Skandranon Rashkae is one of the two fictional protagonists of the Mage Wars series by Mercedes Lackey and Larry Dixon and titular character of two of the three books.

He is a gryphon, an intelligent hybrid of both raptor and feline parts, a species artificially created by Urtho, the Mage of Silence.  Despite being referred to as 'the Black Gryphon', he is not naturally black, and it is stated within the novel The Black Gryphon that he in fact dyes his feathers.  During the events at the end of the book however he is bleached white by magic, leading to the title of the sequel The White Gryphon.  In the third book of the series, The Silver Gryphon, he is a secondary character.

Skandranon is portrayed as vain and publicly aloof, but also brave the point of recklessness, insisting he personally carries out dangerous missions.  He is also shown to be the closest of all the gryphons to Urtho, the creator of his species.  It is noted within the Black Gryphon that he is the only one permitted to enter Urtho's tower as he pleases.   He is also an avid reader; the character Amberdrake mentions 'Skan's cures for boredom are reading, sleeping and teasing his friends, in that order'.

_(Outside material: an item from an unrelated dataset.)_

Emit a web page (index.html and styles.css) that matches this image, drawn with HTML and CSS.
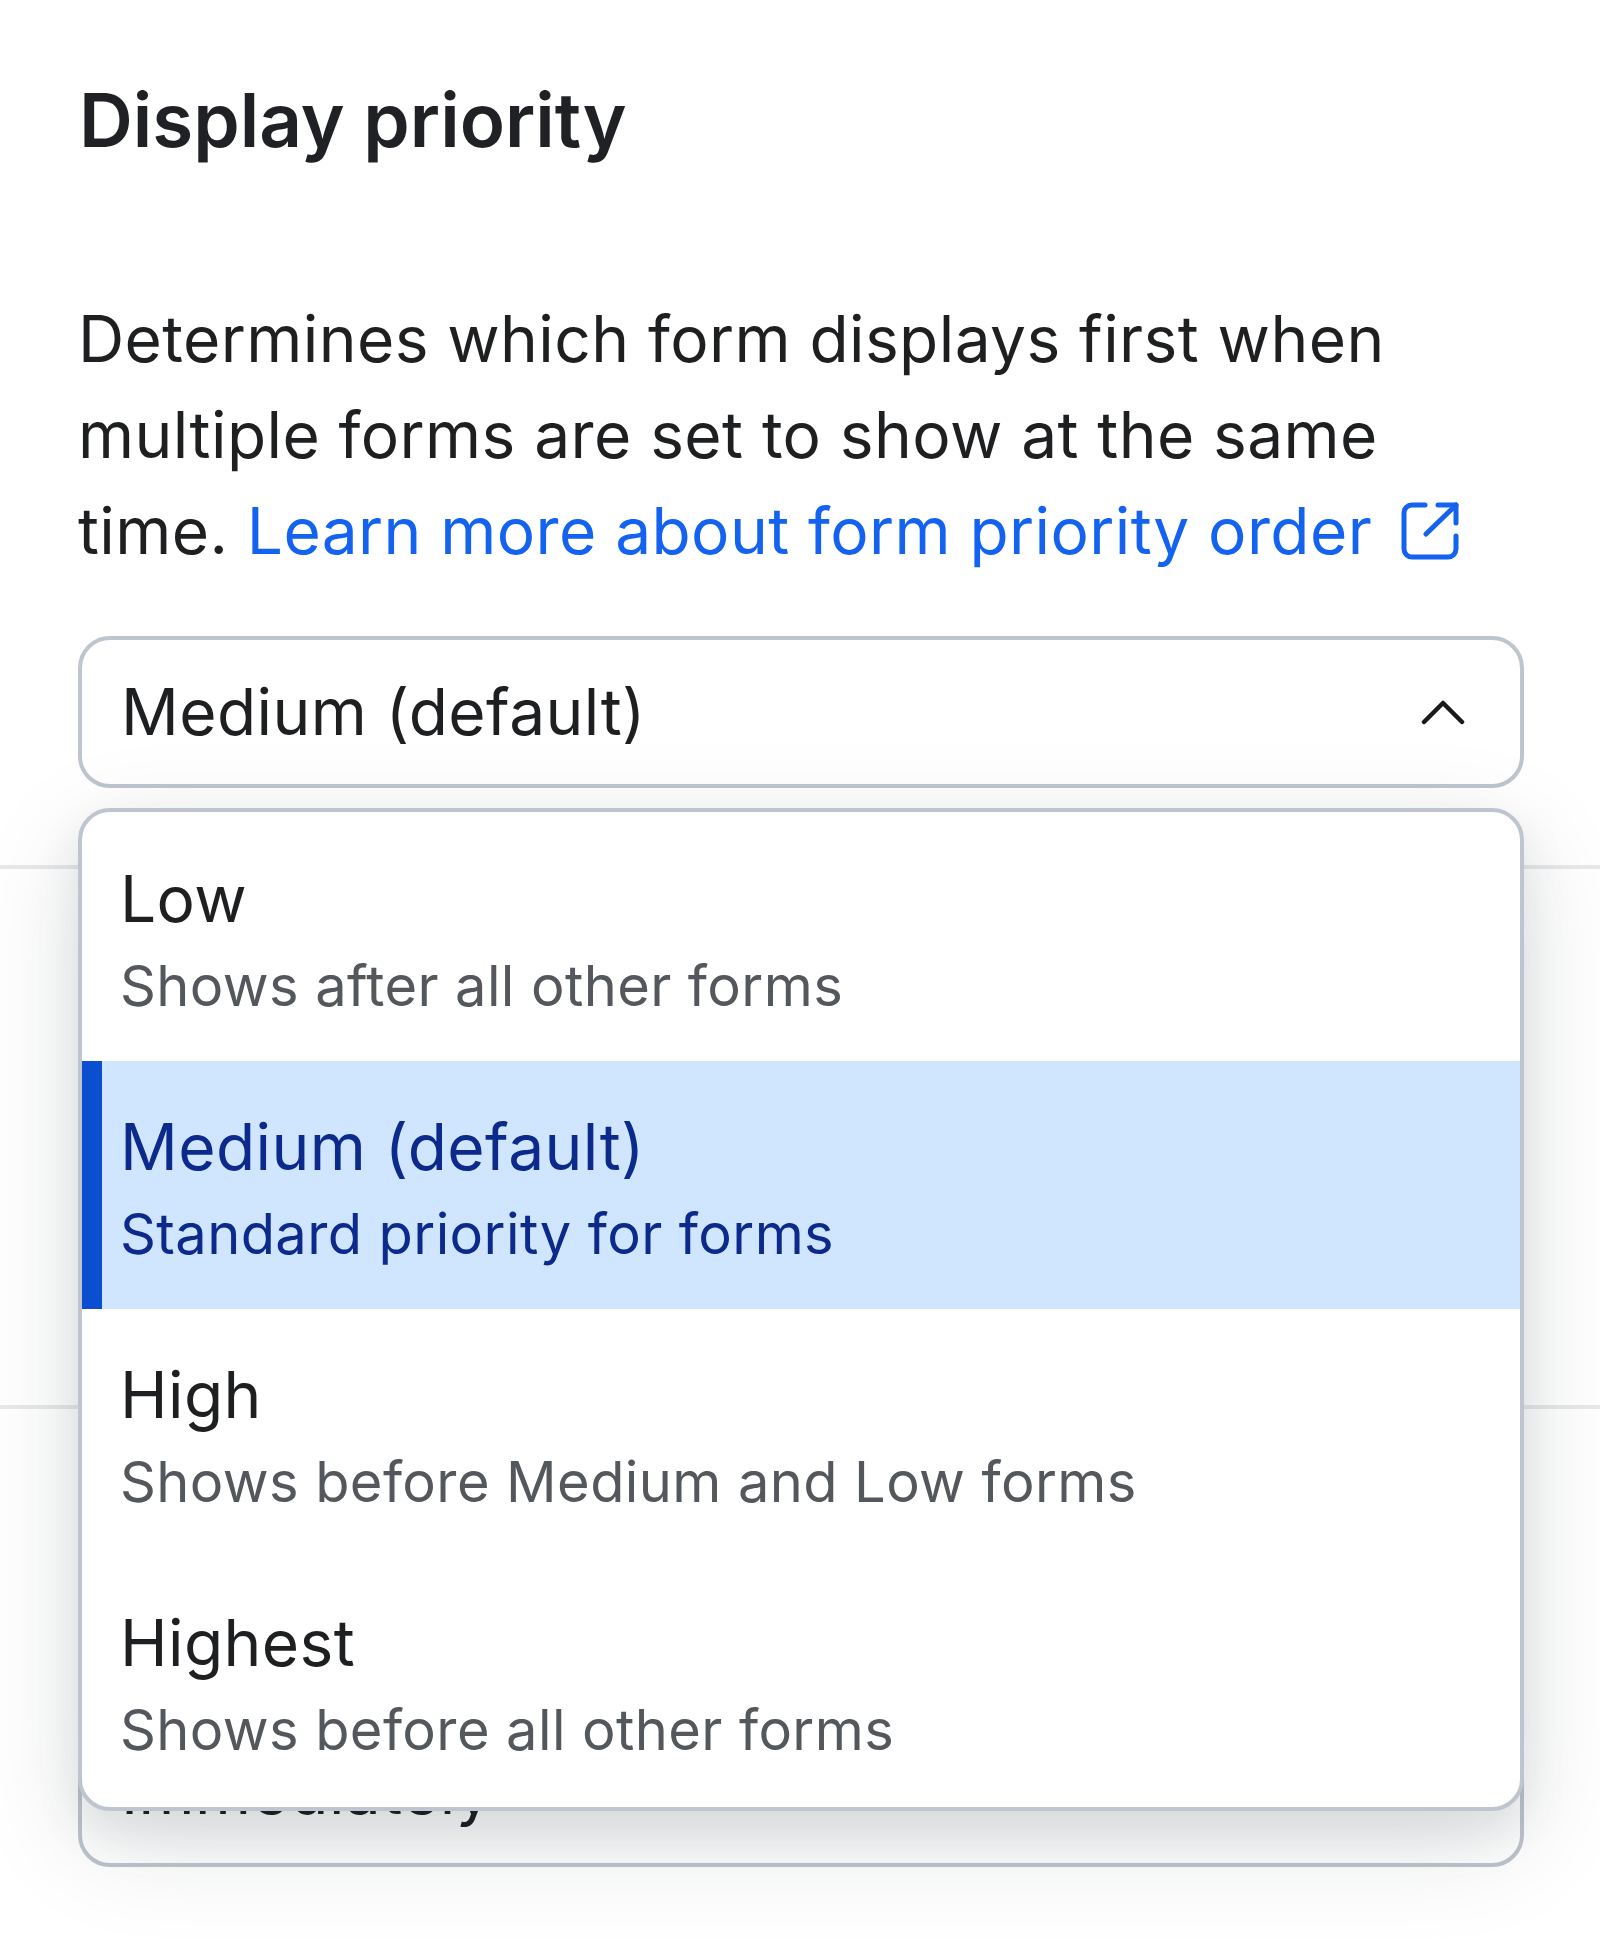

In addition to being the "prime specimen of his species" he is a superb aerial warrior and Master-class mage.  His mate, Zhaneel, is said to be the first true-bred "Gryfalcon" type, but she is not the first.  While he can usually enunciate perfectly, while angered or injured his speech distinctively rolls the rs and s's so more people are likely to take notice.

In series set later but in the same world, Gryphons of that time mention that it is an honour to be treading the same ground as 'The Great Skandranon' while exploring the ruins of Urtho's tower.